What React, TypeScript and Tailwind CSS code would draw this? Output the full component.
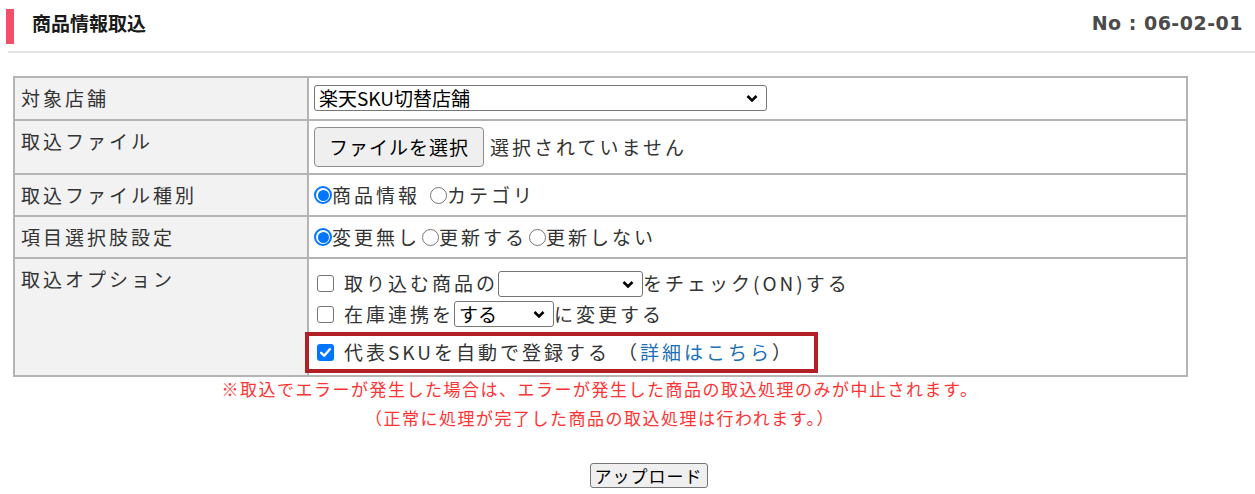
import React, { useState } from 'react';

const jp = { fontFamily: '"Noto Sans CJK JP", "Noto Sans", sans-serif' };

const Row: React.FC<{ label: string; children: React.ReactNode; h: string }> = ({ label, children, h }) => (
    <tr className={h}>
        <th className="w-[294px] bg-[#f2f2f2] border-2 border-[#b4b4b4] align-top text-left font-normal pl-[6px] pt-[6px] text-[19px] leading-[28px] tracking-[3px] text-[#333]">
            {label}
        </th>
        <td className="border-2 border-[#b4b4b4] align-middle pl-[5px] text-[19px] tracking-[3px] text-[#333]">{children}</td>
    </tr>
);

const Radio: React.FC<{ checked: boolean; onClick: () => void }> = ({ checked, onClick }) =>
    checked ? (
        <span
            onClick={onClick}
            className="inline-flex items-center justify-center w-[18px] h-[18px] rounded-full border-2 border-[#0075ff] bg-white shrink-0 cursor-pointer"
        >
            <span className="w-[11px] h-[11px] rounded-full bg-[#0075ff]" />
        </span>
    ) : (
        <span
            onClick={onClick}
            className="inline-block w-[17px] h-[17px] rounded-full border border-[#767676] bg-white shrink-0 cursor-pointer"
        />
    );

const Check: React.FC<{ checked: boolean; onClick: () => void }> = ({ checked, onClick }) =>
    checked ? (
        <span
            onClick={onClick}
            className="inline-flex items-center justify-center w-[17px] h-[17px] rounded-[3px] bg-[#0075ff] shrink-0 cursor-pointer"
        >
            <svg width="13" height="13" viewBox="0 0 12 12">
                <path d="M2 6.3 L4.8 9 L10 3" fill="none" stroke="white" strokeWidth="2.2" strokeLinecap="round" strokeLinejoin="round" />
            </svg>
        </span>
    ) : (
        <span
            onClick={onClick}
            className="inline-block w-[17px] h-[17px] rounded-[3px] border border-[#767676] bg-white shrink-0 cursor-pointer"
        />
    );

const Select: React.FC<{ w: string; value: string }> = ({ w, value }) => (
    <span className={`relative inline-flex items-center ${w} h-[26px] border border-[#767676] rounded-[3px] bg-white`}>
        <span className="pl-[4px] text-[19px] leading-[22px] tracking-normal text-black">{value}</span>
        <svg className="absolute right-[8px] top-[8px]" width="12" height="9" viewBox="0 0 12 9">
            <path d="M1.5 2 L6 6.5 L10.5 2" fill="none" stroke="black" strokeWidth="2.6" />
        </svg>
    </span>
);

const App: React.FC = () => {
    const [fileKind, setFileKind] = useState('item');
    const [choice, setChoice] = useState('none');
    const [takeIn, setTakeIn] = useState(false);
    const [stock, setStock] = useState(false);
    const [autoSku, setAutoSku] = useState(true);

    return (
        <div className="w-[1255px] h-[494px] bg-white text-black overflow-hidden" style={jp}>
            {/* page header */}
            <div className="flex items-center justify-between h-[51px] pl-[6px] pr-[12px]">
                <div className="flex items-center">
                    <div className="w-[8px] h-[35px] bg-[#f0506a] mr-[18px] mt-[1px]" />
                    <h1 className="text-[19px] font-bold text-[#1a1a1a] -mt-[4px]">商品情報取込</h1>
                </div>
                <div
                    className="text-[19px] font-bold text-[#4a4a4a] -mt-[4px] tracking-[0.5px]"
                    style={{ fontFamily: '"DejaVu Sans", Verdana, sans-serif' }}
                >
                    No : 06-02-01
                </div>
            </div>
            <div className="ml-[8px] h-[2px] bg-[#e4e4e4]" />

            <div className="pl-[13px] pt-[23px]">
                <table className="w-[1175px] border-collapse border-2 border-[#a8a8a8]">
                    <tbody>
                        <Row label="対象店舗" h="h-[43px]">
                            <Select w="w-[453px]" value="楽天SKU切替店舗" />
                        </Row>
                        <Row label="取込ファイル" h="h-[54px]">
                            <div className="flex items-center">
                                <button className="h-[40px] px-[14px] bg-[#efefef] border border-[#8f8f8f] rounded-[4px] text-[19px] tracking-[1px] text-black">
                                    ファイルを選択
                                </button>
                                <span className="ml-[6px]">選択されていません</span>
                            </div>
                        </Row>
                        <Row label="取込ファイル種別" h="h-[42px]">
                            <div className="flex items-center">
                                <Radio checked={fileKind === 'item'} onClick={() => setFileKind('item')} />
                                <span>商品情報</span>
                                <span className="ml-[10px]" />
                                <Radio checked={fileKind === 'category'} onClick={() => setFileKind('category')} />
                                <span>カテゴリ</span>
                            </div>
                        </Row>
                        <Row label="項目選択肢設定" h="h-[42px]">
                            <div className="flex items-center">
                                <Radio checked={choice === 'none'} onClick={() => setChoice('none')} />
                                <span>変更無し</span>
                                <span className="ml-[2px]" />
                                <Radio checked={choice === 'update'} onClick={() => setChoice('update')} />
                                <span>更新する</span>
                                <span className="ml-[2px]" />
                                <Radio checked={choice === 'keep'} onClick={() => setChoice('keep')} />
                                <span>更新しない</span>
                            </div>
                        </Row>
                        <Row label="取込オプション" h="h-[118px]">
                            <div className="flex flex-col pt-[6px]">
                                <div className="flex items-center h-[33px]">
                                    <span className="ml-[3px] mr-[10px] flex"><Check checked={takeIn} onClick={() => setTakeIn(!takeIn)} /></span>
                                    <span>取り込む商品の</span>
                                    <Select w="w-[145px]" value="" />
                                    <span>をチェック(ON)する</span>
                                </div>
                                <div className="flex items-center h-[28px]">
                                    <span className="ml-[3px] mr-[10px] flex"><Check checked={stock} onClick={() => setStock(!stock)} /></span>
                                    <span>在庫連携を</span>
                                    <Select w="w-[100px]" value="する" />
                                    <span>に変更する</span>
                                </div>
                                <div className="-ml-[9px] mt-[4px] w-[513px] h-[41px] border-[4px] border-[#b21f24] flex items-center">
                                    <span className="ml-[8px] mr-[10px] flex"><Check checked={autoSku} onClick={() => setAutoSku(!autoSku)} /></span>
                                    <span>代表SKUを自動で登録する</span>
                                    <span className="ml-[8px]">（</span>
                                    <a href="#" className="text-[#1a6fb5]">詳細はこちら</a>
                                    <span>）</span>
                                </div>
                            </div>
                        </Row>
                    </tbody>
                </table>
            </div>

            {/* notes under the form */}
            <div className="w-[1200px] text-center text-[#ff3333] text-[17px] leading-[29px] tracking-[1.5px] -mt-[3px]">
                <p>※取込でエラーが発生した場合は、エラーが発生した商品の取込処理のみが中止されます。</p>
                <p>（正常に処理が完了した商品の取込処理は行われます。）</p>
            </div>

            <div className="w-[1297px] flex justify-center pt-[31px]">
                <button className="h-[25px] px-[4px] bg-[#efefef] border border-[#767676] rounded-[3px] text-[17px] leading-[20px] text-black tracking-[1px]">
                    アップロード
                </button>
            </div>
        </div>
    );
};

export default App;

----

▸ **Objective**:
Of the lines in the data above, how many contain the word "React"? Give only that figure.

▸ **Output below**:
7